We leverage a spectral decomposition algorithm to find modules within Cav1 blobs. Given Git, a blobi’s network at PTt, we find its modules (communities) using the Newman method24,25,26. Specifically, we first calculate an adjacency matrix whose element m, n encodes the distance between the m-th and n-th localizations. A spectral decomposition method calculates the eigenvector representation of this adjacency matrix. This eigendecomposition defines the modules as it maximizes the intra-connectivity between Cav1 molecules within a module and minimizes inter-connectivity between Cav1 molecules across modules.

Given Git, a blobi’s network at PTt, we find the optimal number of modules (communities) using eigenvectors of the network adjacency matrix. At small PTs, the molecules of a blob might not form one connected network (i.e. the network might consist of more than one connected component).
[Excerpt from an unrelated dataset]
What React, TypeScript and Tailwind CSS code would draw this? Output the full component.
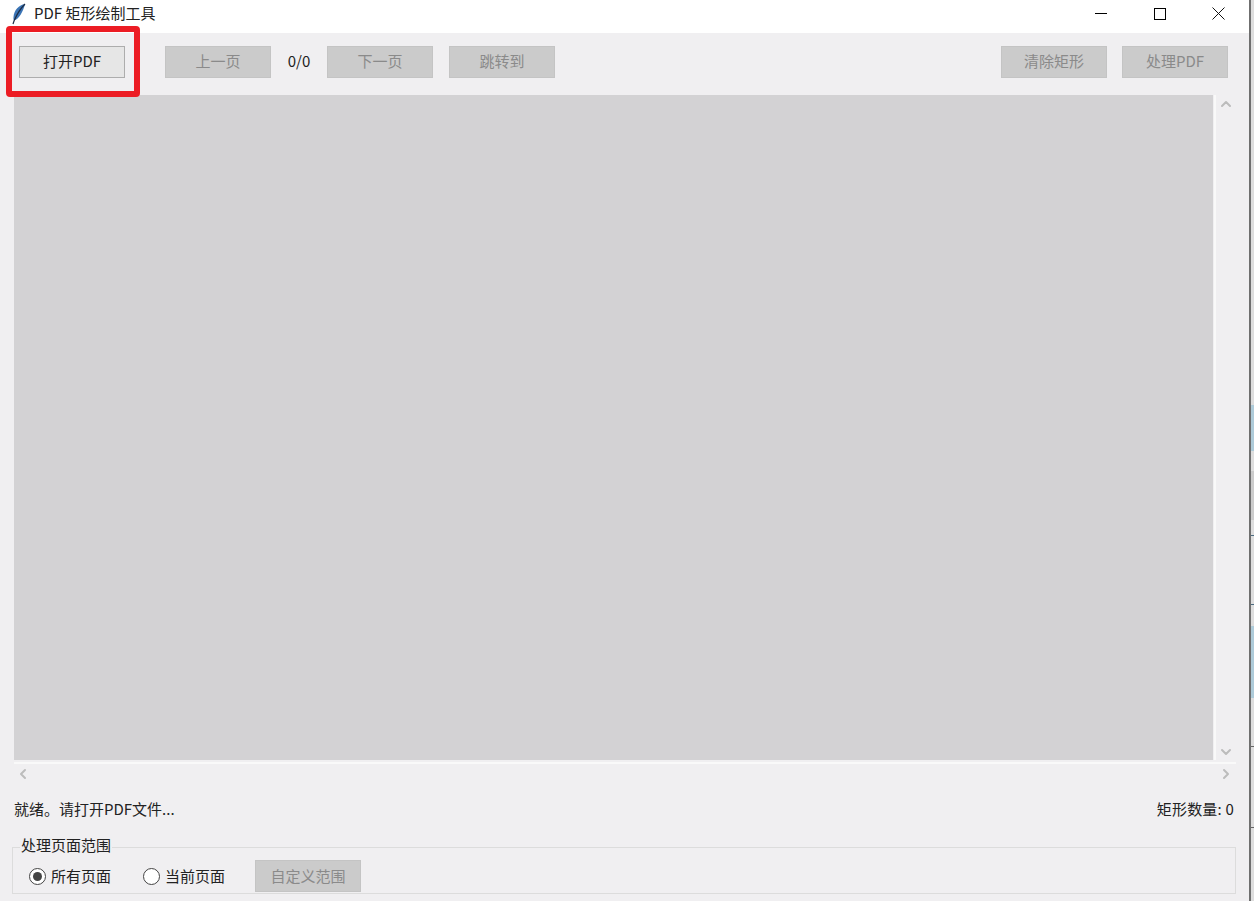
import { ChevronUp, ChevronDown, ChevronLeft, ChevronRight } from "lucide-react";

const font = "font-['Noto_Sans_CJK_SC','Liberation_Sans',sans-serif]";

function TkButton({ label, active = false, className = "" }: { label: string; active?: boolean; className?: string }) {
  return (
    <div
      className={`flex h-[32px] w-[106px] items-center justify-center border text-[15px] ${
        active
          ? "border-[#adadad] bg-[#e6e6e6] text-[#222222]"
          : "border-[#c4c4c4] bg-[#cbcbcb] text-[#8a8a8a]"
      } ${className}`}
    >
      {label}
    </div>
  );
}

function Radio({ label, checked = false }: { label: string; checked?: boolean }) {
  return (
    <div className="flex items-center gap-[5px] text-[15px] text-[#222222]">
      <div className="flex h-[17px] w-[17px] items-center justify-center rounded-full border border-[#444444] bg-white">
        {checked && <div className="h-[9px] w-[9px] rounded-full bg-[#444444]" />}
      </div>
      {label}
    </div>
  );
}

export default function App() {
  return (
    <div className={`relative flex h-[901px] w-[1254px] overflow-hidden bg-white ${font}`}>
      <div className="flex w-[1249px] shrink-0 flex-col bg-[#f0eff1]">
        {/* title bar */}
        <div className="flex h-[33px] items-center justify-between bg-white pb-[6px] pl-[11px] pr-[1px]">
          <div className="flex items-center gap-[7px] text-[15px] text-[#222222]">
            <svg width="16" height="22" viewBox="0 0 16 22">
              <path d="M14 1C8 2 3 7 2.5 14c-.2 2 0 3 .6 3.6C8 16 12 9 14 1z" fill="#3b74b5" />
              <path d="M14 1C10 5 6 11 3.2 17.5L2 21" fill="none" stroke="#1c2c44" strokeWidth="1.2" />
            </svg>
            <span>PDF 矩形绘制工具</span>
          </div>
          <div className="flex items-center">
            <div className="flex h-[27px] w-[59px] items-center justify-center">
              <div className="h-px w-[12px] bg-black" />
            </div>
            <div className="flex h-[27px] w-[59px] items-center justify-center">
              <div className="h-[12px] w-[12px] border border-black" />
            </div>
            <div className="flex h-[27px] w-[59px] items-center justify-center">
              <svg width="13" height="13" viewBox="0 0 13 13" stroke="#111111" strokeWidth="1">
                <path d="M.5.5l12 12M12.5.5l-12 12" />
              </svg>
            </div>
          </div>
        </div>

        {/* toolbar */}
        <div className="flex h-[62px] items-center pb-[5px] pl-[19px] pr-[21px]">
          <TkButton label="打开PDF" active />
          <TkButton label="上一页" className="ml-[40px]" />
          <span className="w-[56px] text-center text-[15px] text-[#222222]">0/0</span>
          <TkButton label="下一页" />
          <TkButton label="跳转到" className="ml-[16px]" />
          <TkButton label="清除矩形" className="ml-auto" />
          <TkButton label="处理PDF" className="ml-[15px]" />
        </div>

        {/* canvas + scrollbars */}
        <div className="flex pl-[14px] pr-[13px]">
          <div className="h-[665px] flex-1 bg-[#d3d2d4]" />
          <div className="ml-[1px] flex h-[665px] w-[22px] flex-col items-center justify-between border-l-2 border-[#f9f9f9] pt-px text-[#bcbcbc]">
            <ChevronUp size={16} strokeWidth={3} />
            <ChevronDown size={16} strokeWidth={3} className="mt-[2px]" />
          </div>
        </div>
        <div className="ml-[14px] mr-[13px] mt-[2px] flex h-[22px] items-center justify-between border-t-2 border-[#f9f9f9] pl-px text-[#bcbcbc]">
          <ChevronLeft size={16} strokeWidth={3} />
          <ChevronRight size={16} strokeWidth={3} className="mr-[2px]" />
        </div>

        {/* status */}
        <div className="mt-[13px] flex h-[24px] items-center justify-between pl-[14px] pr-[15px] text-[15px] text-[#222222]">
          <span>就绪。请打开PDF文件...</span>
          <span className="tracking-[0.2px]">矩形数量: 0</span>
        </div>

        {/* page range */}
        <div className="relative ml-[12px] mr-[13px] mt-[26px] flex h-[47px] items-center border border-[#dcdcdc] pl-[16px] pt-[11px]">
          <span className="absolute left-[7px] top-[-13px] bg-[#f0eff1] px-[1px] text-[15px] leading-[20px] text-[#222222]">
            处理页面范围
          </span>
          <Radio label="所有页面" checked />
          <div className="ml-[32px]">
            <Radio label="当前页面" />
          </div>
          <TkButton label="自定义范围" className="ml-[30px]" />
        </div>
      </div>

      {/* edge of the window behind */}
      <div className="flex w-[5px] flex-col border-l-2 border-[#6f6f6f] bg-[#dedede]">
        <div className="mt-[405px] h-[46px] bg-[#aecbd9]" />
        <div className="mt-[20px] h-[49px] bg-[#cccccc]" />
        <div className="mt-[15px] h-px bg-[#4a6a80]" />
        <div className="mt-[68px] h-px bg-[#4a6a80]" />
        <div className="mt-[21px] h-[72px] bg-[#aecbd9]" />
        <div className="mt-[48px] h-px bg-[#666666]" />
        <div className="mt-[80px] h-px bg-[#666666]" />
      </div>

      {/* red highlight */}
      <div className="absolute left-[6px] top-[26px] h-[71px] w-[134px] rounded-[4px] border-[6px] border-[#ec1c24]" />
    </div>
  );
}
A blob network containing non-dense and non-connected regions cannot be used to extract modules (i.e. as per definition, networks with high modularity have dense connection between the nodes within modules and sparse connections between nodes in different modules). Hence, PTs that generate networks with more than one connected component should be avoided when extracting the modules.

Features extraction and module-blob similarity

For every segmented Cav1 blob, we extracted 28 features that are then used to group the blobs into classes using the 3D SMLM Network Analysis pipeline27. The learned classes from HeLa dataset are then matched with the previously identified Cav1 domains from PC3 and PC3-PTRF datasets27. The modules of the HeLa Cav1 blobs are then extracted using the multi-proximity threshold network modularity analysis described in the previous subsection. We extracted 28 features for every module. To find the similarity/dissimilarity among the extracted modules and the various blobs, we leveraged the matching analysis to match blob modules with intact blobs using the Euclidean distance of group centers.